• Requirements:
Locate each line of the material that contains "styles", then return it.

• The input:
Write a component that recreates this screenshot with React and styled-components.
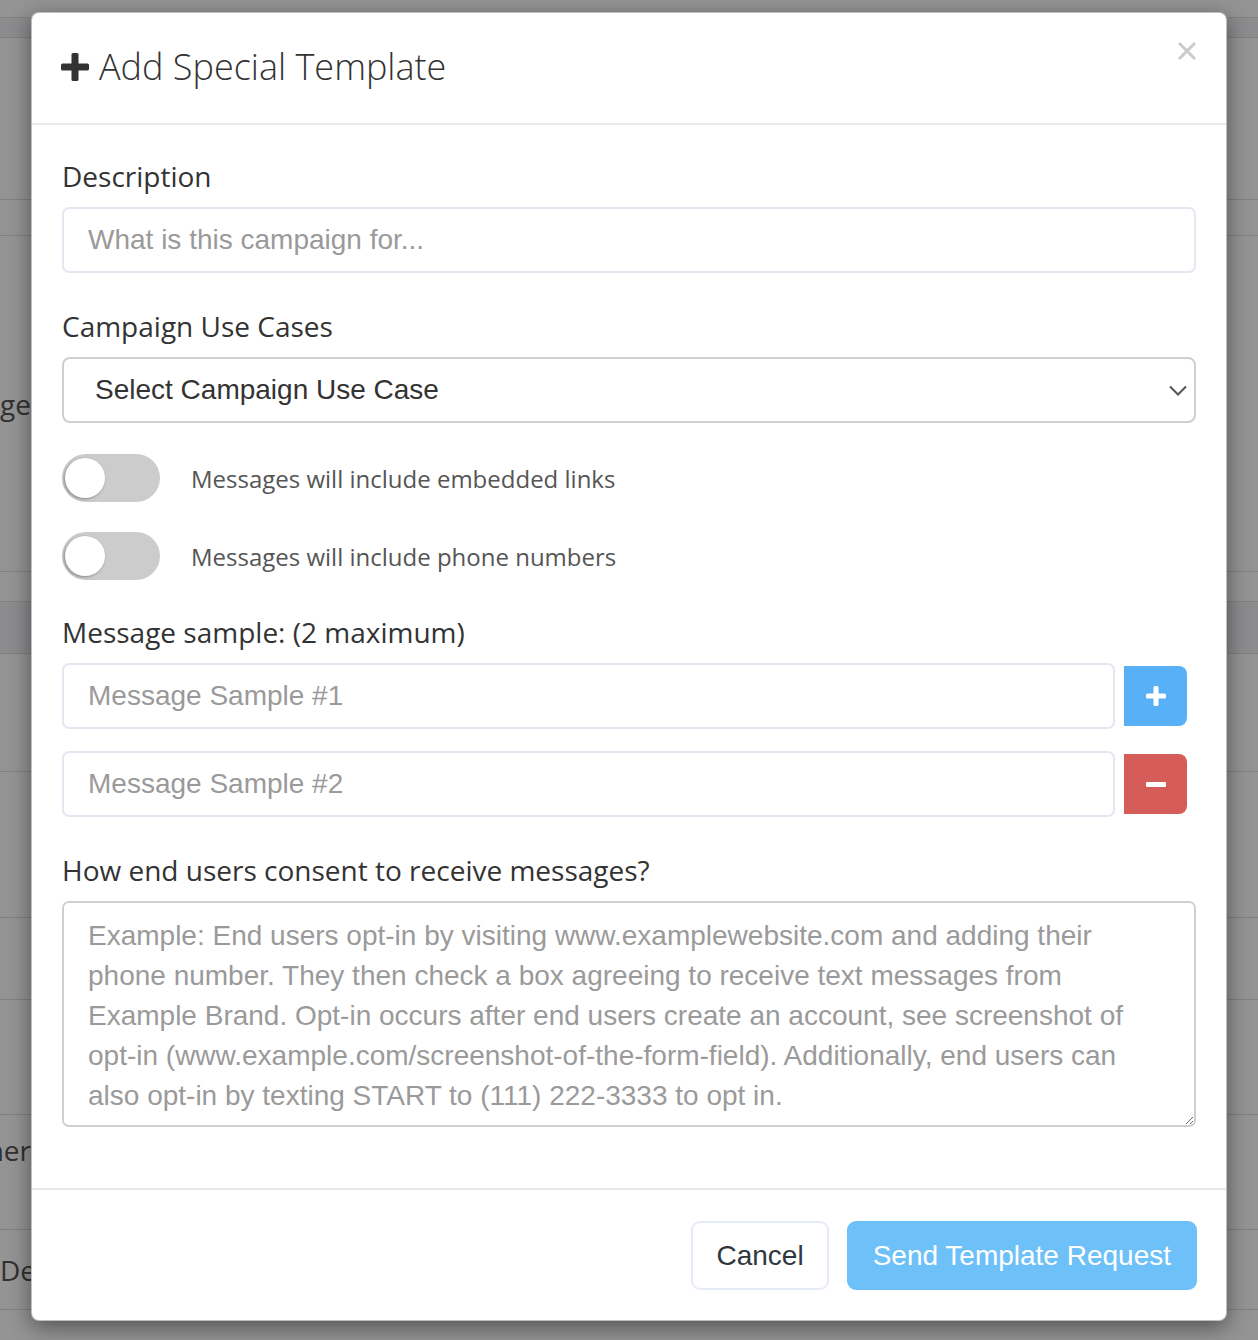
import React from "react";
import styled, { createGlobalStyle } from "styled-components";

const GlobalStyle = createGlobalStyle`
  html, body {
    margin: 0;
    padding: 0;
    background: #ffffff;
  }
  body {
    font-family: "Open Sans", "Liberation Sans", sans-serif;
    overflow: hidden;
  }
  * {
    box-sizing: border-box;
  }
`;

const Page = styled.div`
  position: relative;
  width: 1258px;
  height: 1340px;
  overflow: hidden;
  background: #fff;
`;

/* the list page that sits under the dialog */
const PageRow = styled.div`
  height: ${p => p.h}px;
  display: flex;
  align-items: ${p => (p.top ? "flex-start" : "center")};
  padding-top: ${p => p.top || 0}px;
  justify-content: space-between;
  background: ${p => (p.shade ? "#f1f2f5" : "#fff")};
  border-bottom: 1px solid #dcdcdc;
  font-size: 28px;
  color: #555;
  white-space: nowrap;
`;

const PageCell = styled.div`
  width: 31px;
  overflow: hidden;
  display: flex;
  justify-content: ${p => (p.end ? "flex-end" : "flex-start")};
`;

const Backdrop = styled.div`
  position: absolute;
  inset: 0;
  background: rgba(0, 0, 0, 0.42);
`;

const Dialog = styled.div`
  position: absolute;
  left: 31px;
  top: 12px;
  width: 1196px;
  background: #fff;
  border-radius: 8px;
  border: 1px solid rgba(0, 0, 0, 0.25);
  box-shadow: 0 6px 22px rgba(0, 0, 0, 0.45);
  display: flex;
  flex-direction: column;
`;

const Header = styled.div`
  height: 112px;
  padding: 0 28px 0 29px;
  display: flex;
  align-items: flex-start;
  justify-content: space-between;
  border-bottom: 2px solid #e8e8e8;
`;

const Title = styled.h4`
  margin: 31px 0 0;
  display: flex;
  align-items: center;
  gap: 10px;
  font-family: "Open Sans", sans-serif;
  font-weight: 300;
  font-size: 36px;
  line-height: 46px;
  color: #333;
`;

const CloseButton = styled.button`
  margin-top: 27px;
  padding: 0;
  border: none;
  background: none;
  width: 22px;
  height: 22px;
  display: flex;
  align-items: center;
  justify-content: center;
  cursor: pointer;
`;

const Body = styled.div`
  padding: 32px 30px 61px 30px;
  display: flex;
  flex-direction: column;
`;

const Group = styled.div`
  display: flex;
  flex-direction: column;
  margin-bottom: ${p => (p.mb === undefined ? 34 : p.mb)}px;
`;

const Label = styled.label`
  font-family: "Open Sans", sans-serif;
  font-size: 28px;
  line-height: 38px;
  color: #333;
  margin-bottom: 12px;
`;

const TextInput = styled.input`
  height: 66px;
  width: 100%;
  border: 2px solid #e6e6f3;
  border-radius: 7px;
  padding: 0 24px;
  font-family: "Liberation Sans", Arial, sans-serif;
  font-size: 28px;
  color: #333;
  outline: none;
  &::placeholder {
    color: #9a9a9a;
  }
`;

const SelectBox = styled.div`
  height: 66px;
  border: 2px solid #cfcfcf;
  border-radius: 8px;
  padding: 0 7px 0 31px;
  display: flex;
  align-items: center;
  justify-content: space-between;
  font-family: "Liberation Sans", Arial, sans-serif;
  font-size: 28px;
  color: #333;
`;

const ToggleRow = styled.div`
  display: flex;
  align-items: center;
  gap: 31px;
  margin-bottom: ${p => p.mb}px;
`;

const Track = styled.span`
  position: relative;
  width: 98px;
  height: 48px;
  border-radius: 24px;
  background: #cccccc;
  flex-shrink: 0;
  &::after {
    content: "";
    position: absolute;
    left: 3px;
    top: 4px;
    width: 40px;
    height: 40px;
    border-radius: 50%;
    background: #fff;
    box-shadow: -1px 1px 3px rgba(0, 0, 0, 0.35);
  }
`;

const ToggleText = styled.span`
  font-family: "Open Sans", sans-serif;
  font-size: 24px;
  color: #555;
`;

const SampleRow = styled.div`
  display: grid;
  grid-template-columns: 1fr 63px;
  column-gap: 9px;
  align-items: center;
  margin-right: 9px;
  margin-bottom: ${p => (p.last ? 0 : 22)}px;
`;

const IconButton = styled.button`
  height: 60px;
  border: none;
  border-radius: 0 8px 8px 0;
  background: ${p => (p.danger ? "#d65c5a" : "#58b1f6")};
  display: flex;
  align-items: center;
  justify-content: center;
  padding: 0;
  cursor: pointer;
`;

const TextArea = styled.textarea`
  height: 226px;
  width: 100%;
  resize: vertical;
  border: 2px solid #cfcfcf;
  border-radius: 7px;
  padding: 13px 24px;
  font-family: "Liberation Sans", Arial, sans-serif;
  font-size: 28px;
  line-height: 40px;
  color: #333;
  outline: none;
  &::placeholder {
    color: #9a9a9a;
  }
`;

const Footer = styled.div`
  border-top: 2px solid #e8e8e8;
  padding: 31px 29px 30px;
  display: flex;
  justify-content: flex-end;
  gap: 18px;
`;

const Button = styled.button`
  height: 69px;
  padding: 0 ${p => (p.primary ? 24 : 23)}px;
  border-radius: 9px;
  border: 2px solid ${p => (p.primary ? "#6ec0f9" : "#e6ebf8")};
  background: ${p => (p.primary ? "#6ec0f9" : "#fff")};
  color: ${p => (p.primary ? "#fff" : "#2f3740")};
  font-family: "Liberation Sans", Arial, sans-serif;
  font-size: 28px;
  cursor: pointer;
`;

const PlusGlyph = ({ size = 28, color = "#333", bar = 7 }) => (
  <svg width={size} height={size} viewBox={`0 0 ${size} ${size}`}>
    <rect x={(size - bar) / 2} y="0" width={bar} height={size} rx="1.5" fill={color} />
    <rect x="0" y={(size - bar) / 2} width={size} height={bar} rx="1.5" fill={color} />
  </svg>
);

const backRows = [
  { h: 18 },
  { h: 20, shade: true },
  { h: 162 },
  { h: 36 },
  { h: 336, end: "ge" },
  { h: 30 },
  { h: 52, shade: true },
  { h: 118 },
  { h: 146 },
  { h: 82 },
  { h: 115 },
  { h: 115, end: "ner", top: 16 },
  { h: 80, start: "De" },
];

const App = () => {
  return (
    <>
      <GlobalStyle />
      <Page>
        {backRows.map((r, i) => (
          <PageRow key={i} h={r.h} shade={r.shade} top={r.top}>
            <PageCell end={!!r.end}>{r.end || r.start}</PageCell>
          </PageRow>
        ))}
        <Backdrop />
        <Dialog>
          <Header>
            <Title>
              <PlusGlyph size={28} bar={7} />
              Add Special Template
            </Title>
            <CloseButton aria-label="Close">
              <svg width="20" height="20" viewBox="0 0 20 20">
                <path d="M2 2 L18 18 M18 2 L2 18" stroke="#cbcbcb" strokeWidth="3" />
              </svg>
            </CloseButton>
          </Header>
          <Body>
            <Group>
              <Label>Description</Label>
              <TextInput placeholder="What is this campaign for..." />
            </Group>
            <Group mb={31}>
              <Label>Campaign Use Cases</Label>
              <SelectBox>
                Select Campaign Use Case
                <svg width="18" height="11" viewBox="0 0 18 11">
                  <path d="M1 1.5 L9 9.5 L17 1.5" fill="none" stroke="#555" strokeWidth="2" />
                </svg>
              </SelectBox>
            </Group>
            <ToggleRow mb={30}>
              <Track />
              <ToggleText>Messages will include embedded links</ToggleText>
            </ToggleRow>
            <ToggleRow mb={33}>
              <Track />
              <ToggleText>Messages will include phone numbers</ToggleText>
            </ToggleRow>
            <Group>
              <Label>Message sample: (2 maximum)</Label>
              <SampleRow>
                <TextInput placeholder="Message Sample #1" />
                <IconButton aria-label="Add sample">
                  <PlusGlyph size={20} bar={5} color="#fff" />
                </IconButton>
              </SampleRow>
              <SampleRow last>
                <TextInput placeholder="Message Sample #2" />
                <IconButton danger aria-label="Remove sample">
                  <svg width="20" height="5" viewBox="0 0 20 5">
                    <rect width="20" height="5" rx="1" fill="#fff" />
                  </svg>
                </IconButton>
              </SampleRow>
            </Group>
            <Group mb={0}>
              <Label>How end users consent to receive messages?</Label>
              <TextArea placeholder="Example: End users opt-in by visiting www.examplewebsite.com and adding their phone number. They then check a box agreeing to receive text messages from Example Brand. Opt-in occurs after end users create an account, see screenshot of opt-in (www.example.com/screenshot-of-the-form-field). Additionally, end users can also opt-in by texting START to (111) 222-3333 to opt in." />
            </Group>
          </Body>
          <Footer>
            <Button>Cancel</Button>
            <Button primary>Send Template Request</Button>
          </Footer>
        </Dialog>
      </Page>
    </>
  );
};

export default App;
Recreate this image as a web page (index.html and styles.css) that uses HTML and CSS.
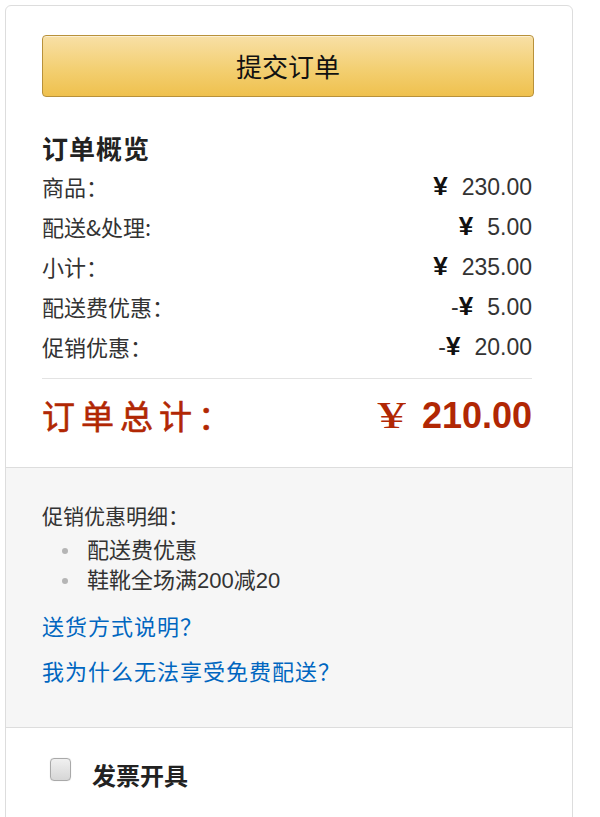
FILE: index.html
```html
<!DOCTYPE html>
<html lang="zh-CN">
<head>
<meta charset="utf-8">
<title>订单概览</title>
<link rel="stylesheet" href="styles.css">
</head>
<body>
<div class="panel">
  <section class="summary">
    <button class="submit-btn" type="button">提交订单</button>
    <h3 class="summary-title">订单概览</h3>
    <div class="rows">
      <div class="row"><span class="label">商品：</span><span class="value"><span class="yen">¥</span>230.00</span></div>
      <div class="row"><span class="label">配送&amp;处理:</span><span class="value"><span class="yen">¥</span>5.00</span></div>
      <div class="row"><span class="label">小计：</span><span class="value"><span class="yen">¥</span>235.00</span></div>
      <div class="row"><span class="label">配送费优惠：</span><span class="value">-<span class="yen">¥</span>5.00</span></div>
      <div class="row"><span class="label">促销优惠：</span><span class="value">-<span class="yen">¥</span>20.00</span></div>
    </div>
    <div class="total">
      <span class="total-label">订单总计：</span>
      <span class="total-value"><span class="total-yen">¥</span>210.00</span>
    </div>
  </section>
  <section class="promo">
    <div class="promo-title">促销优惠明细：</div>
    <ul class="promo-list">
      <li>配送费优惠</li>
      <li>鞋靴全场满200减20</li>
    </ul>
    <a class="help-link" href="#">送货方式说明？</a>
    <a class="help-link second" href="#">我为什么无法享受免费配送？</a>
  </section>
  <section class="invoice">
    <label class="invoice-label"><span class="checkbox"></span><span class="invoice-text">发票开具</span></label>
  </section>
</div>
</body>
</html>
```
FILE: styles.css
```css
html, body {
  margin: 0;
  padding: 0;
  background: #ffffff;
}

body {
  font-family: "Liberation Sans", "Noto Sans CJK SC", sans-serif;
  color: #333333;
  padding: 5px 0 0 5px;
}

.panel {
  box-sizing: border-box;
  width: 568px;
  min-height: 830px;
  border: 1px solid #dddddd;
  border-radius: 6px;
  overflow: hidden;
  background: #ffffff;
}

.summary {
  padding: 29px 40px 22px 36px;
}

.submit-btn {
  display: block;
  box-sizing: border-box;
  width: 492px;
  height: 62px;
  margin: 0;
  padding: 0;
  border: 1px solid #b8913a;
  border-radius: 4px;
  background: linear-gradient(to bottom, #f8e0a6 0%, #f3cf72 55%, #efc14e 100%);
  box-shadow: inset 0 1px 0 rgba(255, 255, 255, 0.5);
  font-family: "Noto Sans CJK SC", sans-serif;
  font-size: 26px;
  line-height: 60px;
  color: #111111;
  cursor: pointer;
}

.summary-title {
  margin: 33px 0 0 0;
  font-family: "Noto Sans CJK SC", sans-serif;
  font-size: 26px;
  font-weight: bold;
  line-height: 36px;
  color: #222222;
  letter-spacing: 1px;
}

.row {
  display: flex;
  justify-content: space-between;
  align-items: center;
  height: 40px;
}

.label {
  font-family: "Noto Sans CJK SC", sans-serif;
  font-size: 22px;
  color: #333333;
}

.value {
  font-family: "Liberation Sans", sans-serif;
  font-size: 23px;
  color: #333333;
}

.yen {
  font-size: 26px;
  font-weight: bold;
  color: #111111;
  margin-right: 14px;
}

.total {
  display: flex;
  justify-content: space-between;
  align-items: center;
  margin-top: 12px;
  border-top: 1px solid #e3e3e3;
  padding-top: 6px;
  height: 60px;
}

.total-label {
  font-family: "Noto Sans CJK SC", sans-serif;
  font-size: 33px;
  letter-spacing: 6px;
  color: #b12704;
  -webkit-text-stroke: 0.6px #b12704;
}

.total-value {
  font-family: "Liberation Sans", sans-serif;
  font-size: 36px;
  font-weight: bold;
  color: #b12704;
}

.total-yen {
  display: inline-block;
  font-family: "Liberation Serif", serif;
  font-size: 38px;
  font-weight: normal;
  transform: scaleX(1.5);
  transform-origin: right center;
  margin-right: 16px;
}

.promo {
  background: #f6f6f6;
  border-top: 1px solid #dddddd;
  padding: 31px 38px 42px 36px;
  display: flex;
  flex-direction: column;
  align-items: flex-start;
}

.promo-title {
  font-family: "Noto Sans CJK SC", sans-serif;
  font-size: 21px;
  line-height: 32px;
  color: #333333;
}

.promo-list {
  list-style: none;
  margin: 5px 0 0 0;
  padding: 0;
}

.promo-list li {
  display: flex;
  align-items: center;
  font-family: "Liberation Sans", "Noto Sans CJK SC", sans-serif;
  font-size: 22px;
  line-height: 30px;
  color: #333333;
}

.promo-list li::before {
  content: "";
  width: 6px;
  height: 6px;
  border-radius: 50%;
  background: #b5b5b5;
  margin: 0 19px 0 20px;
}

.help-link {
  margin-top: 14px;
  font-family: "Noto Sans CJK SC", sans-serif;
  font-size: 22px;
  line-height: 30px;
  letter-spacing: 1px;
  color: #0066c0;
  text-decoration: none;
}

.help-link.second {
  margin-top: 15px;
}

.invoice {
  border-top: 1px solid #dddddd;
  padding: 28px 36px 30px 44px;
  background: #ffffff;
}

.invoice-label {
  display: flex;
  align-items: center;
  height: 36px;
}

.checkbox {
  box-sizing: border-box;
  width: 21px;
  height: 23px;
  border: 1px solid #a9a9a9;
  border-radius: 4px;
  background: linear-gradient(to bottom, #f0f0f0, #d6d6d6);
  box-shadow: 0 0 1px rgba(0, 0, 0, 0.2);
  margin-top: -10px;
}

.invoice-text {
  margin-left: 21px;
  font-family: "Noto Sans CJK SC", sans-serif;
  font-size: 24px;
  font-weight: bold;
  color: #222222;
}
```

• Response to this exercise:
Recreate this image as a web page (index.html and styles.css) that uses HTML and CSS.
<link rel="stylesheet" href="styles.css">
FILE: styles.css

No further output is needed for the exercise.